Kubernetes has become the de facto standard for container orchestration. Every major cloud provider offers a managed Kubernetes service, every modern application platform runs on top of it, and most engineering teams expect familiarity with it as a baseline skill. But the gap between a working Kubernetes cluster in a demo and a reliable, production-grade cluster serving enterprise workloads is significant.
The most common failure mode in enterprise Kubernetes deployments is treating Kubernetes as a more capable replacement for VMs. Teams containerise their applications but retain the same static resource allocation, the same deployment frequency, and the same operational practices from the VM era. They end up with Kubernetes complexity without Kubernetes benefits.
Namespace strategy is the foundation that everything else builds on. Define a clear namespace structure that maps to your team topology — typically one namespace per team per environment — and enforce resource quotas and network policies at the namespace level. Without quotas, a single runaway pod can starve the entire cluster.

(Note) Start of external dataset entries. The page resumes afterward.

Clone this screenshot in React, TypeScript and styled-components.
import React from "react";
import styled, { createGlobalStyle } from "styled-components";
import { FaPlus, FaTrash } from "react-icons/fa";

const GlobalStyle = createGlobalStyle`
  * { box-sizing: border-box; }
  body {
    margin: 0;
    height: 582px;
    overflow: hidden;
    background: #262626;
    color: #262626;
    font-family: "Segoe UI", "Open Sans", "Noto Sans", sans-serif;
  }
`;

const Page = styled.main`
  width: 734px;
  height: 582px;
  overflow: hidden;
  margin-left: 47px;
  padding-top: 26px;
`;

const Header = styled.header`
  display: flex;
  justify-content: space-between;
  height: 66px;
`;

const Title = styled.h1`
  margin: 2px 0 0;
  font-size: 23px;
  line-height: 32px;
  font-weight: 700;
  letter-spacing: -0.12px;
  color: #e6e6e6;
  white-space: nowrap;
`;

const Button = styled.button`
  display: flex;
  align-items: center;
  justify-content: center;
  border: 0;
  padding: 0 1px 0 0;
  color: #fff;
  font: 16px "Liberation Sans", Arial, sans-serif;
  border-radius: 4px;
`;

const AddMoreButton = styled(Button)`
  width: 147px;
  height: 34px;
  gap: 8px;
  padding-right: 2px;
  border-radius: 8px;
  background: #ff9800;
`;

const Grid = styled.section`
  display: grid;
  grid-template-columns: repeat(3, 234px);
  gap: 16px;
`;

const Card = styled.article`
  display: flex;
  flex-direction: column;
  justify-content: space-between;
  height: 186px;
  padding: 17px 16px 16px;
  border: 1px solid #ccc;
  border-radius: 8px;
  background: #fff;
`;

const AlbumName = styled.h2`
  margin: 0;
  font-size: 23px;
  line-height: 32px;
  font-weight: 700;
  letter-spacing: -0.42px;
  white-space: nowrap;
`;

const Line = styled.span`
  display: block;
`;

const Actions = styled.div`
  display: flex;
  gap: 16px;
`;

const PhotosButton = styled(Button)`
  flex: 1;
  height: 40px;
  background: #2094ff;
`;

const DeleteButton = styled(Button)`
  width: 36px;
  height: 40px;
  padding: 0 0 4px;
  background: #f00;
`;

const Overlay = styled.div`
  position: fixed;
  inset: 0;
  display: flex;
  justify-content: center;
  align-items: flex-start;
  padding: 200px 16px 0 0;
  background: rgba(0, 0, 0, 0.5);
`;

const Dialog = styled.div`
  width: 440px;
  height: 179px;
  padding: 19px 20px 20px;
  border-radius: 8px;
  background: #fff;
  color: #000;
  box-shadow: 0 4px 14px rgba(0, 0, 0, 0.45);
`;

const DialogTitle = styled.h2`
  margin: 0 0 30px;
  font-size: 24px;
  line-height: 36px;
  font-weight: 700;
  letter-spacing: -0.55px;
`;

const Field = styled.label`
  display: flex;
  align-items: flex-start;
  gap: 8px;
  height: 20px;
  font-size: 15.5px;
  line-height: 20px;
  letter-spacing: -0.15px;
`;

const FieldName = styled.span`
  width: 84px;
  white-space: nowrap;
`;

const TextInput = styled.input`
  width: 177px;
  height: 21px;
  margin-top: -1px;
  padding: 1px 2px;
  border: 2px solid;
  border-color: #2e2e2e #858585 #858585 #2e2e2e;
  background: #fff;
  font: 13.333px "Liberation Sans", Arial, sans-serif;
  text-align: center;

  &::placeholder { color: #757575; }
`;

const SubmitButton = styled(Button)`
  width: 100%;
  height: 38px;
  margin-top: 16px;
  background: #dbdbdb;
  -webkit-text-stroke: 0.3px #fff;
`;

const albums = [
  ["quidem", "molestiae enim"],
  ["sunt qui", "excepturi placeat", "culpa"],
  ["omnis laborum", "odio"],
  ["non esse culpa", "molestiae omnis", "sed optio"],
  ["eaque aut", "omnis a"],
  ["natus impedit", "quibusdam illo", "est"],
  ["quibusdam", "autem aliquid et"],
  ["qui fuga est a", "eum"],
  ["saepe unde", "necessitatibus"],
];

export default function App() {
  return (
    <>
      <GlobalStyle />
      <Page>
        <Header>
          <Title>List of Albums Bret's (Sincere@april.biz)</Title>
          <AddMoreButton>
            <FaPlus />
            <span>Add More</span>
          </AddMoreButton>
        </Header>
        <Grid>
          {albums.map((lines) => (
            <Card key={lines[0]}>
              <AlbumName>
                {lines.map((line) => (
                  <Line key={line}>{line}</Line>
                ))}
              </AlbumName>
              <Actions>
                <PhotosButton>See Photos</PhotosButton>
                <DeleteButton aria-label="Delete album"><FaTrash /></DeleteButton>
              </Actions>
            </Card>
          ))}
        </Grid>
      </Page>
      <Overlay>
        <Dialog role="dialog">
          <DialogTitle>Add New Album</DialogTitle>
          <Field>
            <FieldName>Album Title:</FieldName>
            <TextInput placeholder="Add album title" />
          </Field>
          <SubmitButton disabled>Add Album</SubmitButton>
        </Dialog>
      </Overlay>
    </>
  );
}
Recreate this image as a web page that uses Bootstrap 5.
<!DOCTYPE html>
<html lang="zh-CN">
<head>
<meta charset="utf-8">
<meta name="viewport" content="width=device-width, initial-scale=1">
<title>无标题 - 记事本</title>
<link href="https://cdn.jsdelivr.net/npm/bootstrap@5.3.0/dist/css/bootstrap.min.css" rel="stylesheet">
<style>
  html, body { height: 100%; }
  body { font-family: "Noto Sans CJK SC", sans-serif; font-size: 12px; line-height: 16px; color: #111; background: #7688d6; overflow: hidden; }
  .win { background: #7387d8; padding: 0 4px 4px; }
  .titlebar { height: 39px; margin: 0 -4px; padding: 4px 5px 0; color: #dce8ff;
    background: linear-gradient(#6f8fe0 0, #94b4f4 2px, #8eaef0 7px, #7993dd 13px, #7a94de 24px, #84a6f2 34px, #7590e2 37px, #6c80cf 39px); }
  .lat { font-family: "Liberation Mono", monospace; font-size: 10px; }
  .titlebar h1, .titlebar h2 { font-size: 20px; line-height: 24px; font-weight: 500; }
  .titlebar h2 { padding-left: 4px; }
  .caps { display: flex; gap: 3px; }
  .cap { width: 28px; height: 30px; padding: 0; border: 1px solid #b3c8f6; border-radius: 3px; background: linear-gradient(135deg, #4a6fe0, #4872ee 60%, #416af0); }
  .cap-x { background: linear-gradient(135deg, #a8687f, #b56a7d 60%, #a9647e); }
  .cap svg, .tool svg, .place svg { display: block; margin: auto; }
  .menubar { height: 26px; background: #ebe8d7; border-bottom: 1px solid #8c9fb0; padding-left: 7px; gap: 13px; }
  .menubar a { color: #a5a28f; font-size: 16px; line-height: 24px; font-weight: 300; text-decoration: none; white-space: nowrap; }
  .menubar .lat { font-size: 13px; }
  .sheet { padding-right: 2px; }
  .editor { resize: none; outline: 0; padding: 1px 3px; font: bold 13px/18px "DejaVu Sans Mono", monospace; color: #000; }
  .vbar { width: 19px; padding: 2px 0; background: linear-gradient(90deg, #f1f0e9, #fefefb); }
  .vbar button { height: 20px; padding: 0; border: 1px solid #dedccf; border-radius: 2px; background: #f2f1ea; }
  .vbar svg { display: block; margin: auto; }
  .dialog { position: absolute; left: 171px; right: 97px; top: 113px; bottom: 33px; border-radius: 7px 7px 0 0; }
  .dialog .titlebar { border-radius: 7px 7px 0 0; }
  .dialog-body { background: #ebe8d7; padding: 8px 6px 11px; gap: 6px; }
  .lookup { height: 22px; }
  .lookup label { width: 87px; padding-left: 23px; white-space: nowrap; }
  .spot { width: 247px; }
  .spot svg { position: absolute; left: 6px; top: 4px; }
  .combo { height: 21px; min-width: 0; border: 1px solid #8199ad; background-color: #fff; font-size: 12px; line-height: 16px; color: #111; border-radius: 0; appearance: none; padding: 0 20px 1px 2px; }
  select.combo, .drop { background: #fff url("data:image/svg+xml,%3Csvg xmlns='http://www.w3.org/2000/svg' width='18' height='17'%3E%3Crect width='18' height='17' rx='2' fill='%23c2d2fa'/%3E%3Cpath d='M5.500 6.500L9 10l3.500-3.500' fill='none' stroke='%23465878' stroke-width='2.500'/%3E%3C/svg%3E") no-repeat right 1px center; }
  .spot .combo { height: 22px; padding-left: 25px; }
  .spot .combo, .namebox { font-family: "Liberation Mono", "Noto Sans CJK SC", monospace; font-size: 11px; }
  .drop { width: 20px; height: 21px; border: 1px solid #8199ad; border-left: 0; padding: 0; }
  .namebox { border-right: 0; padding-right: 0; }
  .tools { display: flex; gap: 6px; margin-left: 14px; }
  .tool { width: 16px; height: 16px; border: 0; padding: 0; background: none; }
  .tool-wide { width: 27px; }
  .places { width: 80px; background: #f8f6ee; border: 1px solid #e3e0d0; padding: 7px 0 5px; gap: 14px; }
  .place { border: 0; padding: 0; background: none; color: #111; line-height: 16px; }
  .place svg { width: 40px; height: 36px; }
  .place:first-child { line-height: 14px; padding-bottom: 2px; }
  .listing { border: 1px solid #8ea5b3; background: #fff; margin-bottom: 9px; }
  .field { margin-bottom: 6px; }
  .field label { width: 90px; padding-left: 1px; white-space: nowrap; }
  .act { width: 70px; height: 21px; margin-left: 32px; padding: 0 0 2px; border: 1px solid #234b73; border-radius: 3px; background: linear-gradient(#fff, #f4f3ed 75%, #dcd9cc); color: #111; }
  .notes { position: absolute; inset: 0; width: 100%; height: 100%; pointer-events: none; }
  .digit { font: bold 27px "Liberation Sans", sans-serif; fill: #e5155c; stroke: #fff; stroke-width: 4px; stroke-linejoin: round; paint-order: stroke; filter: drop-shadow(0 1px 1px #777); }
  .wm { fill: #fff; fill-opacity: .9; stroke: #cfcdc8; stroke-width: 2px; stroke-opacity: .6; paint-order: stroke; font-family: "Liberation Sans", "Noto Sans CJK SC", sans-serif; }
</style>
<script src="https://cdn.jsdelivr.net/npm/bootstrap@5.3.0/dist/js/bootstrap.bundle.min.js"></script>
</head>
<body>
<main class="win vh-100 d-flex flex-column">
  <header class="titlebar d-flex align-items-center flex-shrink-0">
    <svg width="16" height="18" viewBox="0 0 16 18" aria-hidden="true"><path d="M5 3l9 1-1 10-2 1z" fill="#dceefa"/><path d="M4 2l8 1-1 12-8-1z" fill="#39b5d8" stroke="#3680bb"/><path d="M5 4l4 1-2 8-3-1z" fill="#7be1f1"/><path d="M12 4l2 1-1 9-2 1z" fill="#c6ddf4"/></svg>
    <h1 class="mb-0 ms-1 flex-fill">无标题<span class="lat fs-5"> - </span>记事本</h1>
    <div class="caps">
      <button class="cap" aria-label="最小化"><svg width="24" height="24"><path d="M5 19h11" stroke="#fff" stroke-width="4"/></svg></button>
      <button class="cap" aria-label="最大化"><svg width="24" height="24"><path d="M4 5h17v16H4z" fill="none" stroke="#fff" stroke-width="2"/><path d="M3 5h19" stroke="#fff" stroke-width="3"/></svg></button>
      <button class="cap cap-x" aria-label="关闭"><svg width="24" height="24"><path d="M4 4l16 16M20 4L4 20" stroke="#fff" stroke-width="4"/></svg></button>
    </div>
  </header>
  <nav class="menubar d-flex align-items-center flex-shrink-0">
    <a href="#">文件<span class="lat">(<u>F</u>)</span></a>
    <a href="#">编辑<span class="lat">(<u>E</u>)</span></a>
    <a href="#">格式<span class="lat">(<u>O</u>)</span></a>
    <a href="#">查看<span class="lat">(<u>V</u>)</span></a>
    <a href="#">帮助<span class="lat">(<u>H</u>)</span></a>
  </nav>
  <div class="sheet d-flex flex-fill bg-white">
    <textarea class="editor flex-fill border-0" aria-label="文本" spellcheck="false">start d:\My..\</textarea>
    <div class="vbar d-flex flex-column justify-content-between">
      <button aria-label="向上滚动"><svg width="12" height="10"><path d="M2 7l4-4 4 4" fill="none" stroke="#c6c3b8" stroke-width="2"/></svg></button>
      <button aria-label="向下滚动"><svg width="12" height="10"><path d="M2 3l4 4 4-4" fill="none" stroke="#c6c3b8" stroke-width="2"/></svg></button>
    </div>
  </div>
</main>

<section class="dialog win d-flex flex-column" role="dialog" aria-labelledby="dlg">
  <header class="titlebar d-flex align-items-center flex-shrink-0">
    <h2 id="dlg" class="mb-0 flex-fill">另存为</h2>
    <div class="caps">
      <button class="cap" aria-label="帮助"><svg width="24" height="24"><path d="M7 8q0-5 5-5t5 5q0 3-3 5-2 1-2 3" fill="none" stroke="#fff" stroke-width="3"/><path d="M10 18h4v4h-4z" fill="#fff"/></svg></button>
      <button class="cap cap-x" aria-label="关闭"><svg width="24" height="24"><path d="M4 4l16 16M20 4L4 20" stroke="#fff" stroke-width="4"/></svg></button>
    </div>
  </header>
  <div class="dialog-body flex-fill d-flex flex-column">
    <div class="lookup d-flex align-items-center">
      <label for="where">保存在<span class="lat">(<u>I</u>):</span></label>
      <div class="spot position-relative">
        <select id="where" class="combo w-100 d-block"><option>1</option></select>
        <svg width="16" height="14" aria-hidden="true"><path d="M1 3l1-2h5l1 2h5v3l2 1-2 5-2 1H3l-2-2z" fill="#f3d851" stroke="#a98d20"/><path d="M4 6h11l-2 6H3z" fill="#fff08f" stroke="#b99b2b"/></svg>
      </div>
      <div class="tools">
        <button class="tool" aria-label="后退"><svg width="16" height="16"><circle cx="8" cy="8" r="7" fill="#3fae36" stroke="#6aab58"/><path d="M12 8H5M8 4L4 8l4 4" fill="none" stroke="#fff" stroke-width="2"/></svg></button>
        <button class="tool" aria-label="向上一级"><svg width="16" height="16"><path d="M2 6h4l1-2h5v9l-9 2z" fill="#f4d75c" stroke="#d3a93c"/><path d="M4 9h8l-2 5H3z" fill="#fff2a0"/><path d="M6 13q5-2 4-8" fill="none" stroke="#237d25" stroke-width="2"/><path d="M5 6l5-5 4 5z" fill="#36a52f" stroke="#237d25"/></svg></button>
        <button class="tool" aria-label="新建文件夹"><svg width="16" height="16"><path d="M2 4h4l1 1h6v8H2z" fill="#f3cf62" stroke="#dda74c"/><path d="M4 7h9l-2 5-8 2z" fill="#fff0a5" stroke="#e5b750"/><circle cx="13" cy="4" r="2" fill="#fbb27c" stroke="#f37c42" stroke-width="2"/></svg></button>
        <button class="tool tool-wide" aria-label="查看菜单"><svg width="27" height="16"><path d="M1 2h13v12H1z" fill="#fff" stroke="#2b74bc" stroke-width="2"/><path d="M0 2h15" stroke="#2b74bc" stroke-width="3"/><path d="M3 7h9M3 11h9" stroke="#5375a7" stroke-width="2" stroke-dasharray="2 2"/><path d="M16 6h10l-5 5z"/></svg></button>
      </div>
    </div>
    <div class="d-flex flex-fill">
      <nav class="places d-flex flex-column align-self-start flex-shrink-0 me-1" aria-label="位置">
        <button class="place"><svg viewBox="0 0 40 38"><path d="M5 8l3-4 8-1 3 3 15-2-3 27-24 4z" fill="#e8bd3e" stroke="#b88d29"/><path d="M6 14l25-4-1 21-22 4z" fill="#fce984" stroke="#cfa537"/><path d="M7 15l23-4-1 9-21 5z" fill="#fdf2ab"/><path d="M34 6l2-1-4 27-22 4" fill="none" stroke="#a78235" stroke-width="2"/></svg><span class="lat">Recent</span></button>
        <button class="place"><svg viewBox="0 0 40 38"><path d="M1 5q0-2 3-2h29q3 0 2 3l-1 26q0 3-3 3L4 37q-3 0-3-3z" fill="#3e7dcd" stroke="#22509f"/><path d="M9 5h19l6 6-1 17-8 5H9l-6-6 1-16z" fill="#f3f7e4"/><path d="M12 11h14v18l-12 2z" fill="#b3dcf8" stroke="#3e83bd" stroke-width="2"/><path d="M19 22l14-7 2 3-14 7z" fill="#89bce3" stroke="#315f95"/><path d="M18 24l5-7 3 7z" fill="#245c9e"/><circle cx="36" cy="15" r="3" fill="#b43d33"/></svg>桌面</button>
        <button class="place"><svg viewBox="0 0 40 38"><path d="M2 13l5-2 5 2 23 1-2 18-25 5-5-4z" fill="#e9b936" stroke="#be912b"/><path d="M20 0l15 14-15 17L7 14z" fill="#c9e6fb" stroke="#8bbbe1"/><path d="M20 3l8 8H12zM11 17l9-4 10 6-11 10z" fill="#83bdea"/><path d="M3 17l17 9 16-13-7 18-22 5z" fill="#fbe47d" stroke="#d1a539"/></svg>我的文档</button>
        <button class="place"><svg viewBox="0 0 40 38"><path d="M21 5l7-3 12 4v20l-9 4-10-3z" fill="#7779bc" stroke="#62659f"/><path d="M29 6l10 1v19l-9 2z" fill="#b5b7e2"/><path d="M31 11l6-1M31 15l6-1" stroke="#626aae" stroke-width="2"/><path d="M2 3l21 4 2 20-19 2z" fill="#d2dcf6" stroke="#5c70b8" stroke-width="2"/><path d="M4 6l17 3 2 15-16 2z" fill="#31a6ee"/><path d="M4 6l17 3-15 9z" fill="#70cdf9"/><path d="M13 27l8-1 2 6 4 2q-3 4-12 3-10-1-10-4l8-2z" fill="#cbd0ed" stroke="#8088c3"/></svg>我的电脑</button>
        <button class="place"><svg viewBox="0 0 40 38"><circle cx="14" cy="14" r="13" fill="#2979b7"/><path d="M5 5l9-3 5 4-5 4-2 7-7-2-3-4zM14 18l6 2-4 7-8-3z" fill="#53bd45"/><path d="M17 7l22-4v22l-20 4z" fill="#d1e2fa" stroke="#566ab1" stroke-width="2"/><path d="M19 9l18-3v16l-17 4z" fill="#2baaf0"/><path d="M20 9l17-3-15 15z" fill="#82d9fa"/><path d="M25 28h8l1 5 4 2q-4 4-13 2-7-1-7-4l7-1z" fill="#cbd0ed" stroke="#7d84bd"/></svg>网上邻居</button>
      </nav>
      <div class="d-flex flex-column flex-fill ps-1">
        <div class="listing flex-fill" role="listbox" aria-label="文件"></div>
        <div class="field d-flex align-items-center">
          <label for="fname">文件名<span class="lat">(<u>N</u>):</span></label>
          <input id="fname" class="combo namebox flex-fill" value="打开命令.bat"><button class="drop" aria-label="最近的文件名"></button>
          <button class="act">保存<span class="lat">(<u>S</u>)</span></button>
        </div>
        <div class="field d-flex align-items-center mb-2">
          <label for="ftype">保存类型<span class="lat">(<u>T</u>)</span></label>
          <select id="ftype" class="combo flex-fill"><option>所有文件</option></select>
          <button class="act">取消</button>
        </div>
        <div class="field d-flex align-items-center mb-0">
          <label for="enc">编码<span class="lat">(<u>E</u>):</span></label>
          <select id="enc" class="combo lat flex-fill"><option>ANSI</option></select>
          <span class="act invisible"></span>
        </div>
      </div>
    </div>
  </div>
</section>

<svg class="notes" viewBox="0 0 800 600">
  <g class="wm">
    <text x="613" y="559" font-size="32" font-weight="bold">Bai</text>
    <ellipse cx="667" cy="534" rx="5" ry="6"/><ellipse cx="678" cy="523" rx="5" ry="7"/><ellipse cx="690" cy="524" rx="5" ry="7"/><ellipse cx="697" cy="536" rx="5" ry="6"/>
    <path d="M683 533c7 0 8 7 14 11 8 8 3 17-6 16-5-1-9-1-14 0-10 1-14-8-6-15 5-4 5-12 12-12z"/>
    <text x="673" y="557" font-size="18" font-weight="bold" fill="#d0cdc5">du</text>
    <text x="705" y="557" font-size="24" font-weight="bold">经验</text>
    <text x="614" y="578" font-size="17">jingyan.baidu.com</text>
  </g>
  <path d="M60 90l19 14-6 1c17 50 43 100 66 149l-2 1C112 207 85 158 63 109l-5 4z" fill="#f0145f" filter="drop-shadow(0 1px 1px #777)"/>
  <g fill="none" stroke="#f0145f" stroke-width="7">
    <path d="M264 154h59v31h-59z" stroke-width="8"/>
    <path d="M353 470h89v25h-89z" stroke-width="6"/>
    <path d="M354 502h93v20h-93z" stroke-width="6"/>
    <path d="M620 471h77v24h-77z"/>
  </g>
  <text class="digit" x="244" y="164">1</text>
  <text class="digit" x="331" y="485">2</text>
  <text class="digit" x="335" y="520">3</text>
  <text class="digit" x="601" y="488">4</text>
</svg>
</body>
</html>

Resource requests and limits deserve meticulous attention. Setting CPU and memory requests accurately is essential for the scheduler to make good placement decisions. Too low and your pods evict under load. Too high and you waste capacity. The right approach is to start with conservative estimates, monitor actual usage with tools like VPA (Vertical Pod Autoscaler), and tune iteratively.
Observability is non-negotiable at scale. Centralised logging with a structured format, distributed tracing to understand request paths across services, and Prometheus-based metrics with well-tuned alerting are the minimum. Without them, debugging production incidents across a multi-service Kubernetes cluster is guesswork.
Security hardening — Pod Security Standards, RBAC policies, image scanning in the CI pipeline, secrets management via an external vault — should be implemented from the first production deployment, not added as an afterthought.